- _Stated problem_
Find all lines in the listing that include the word "this", then copy them.

== Supplied material ==

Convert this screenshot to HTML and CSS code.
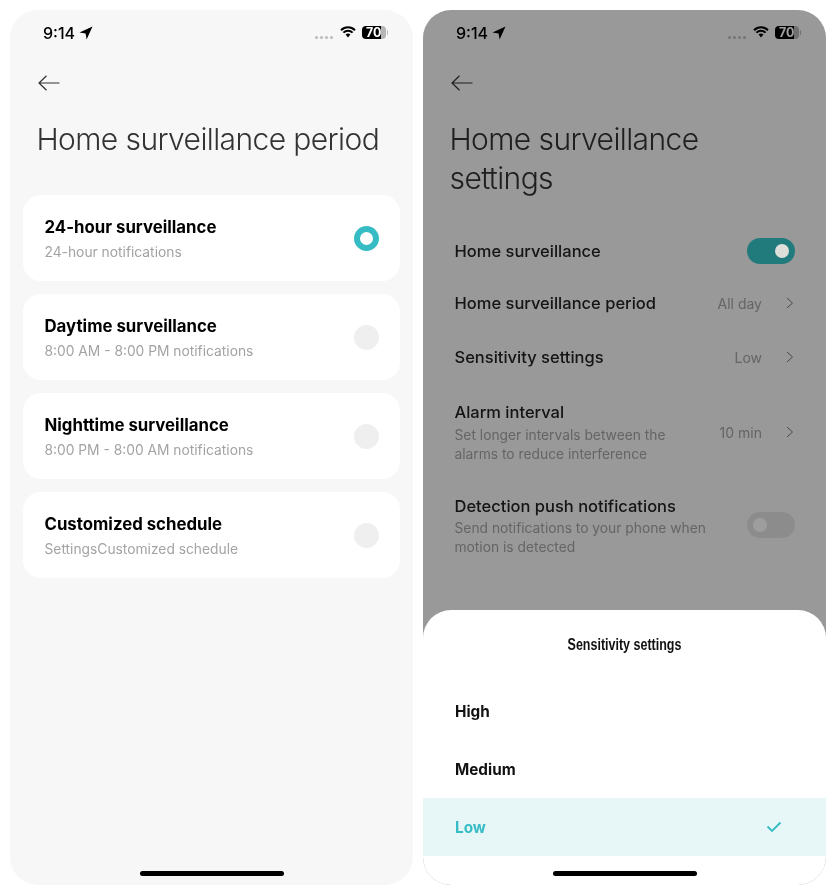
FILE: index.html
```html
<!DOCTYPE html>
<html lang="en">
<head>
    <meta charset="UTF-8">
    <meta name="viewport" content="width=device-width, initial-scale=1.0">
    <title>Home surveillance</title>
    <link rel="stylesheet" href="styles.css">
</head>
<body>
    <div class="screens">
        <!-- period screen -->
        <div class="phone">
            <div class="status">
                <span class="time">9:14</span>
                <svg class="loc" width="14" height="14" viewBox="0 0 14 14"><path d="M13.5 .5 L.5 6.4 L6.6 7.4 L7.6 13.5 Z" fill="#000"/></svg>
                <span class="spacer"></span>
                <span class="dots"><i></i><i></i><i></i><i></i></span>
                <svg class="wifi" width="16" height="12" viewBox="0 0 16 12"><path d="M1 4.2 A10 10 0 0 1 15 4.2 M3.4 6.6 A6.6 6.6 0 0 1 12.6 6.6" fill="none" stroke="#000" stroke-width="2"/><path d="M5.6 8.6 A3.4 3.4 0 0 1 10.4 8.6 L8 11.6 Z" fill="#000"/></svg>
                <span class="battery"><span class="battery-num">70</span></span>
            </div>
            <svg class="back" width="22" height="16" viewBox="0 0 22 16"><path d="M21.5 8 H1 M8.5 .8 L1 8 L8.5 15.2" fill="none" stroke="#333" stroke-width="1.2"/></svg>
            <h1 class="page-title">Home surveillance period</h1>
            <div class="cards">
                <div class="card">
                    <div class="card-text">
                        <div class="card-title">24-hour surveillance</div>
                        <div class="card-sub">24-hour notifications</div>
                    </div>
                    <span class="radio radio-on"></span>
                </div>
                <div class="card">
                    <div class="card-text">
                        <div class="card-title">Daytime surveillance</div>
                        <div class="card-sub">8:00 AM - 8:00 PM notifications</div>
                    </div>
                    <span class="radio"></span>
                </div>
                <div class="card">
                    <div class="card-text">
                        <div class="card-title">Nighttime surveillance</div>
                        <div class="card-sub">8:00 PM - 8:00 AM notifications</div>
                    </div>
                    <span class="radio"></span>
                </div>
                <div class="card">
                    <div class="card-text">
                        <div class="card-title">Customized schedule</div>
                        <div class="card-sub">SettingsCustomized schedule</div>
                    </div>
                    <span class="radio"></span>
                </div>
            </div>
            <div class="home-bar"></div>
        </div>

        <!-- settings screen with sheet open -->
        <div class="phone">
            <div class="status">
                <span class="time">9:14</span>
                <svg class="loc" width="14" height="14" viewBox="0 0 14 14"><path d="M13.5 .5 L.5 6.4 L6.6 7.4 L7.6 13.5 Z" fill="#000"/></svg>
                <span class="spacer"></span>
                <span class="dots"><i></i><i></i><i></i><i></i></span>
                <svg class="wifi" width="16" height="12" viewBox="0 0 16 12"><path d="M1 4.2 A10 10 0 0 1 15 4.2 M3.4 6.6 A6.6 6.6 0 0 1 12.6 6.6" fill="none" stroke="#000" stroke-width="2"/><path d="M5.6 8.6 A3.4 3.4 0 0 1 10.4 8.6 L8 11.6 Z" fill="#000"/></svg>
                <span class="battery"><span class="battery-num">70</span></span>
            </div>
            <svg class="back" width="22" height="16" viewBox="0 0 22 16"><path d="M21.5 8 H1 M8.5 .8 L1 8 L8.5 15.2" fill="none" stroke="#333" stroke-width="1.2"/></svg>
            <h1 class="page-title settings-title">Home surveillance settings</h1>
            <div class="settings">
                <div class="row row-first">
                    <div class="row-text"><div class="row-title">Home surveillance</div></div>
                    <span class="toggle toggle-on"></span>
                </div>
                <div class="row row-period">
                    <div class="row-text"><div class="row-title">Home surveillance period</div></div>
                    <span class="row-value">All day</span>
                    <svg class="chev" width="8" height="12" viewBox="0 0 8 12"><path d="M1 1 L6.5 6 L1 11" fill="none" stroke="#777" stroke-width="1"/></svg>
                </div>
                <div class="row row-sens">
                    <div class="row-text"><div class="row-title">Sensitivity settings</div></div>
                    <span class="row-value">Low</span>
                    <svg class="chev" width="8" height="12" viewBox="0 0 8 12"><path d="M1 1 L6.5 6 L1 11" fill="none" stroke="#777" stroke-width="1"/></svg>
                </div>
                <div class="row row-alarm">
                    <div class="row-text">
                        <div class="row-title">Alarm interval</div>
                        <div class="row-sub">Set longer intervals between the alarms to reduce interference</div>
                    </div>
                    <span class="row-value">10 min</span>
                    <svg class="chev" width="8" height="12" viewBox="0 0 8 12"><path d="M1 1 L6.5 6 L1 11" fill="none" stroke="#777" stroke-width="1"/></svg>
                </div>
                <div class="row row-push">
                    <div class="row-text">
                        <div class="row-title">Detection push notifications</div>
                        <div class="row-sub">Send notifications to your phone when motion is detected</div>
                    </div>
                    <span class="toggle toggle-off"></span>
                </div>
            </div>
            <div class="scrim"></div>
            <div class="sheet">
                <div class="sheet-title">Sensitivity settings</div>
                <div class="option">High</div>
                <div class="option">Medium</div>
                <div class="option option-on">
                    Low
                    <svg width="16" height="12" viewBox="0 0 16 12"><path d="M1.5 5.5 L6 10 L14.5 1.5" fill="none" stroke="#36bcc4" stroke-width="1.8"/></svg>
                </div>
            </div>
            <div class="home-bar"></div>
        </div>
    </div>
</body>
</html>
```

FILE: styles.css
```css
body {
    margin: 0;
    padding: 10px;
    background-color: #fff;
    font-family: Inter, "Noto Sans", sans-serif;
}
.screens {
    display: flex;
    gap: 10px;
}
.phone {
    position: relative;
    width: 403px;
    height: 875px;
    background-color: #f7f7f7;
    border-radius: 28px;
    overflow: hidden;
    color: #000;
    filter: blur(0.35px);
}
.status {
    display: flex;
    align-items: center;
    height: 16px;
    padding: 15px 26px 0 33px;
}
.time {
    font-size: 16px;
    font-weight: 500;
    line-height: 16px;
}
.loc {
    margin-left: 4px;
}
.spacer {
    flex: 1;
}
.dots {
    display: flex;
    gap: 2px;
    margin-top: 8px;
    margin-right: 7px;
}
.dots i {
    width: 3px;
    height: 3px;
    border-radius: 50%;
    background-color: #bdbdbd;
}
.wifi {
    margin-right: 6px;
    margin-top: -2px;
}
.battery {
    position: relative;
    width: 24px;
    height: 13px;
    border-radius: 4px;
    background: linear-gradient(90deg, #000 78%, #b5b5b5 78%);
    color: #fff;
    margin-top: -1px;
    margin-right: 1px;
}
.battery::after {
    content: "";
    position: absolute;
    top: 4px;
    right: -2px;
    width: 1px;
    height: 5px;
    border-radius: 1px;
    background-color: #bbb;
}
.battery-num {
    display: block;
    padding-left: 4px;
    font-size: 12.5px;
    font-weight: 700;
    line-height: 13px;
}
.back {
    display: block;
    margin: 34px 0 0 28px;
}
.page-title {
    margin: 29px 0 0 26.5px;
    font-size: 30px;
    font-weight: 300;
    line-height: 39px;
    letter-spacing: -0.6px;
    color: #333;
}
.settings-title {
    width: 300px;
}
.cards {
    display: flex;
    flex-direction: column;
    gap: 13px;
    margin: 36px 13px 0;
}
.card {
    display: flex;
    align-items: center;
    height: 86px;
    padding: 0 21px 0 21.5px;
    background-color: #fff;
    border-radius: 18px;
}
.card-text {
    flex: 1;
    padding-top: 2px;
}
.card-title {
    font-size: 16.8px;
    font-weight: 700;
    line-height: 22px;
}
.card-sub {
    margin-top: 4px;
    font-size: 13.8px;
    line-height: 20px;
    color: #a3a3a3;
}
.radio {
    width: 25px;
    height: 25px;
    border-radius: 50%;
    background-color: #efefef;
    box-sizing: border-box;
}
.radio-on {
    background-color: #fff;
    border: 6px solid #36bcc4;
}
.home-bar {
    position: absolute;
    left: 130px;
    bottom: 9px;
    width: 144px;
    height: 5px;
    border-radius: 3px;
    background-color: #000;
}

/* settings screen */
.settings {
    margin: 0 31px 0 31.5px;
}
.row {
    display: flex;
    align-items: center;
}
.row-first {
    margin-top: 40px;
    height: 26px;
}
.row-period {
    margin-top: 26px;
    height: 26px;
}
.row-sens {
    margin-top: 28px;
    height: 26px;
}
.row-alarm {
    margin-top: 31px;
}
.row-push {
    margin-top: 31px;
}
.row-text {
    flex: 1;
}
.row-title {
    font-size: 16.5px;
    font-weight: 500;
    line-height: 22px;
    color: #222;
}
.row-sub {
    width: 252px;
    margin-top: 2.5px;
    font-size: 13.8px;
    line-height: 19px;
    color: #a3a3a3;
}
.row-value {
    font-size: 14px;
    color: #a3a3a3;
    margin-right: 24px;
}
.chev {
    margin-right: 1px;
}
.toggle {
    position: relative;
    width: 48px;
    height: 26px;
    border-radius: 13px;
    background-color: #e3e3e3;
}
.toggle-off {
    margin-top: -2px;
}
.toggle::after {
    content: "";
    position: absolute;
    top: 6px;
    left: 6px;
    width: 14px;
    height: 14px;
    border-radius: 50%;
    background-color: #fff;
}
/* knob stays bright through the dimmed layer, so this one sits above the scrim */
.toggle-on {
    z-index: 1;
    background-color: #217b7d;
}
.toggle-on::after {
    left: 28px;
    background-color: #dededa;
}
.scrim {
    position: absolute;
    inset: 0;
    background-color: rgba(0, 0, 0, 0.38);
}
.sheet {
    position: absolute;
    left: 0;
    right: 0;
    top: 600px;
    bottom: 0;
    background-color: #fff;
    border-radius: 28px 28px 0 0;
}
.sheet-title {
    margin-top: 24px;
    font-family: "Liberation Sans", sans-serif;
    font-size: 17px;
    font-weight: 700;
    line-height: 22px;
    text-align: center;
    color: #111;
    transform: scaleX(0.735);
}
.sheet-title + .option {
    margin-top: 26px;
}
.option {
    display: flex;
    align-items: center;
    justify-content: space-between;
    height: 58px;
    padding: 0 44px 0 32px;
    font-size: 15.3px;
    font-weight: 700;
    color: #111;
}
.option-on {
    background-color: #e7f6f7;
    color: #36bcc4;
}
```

===

- _Complete response_
Convert this screenshot to HTML and CSS code.
/* knob stays bright through the dimmed layer, so this one sits above the scrim */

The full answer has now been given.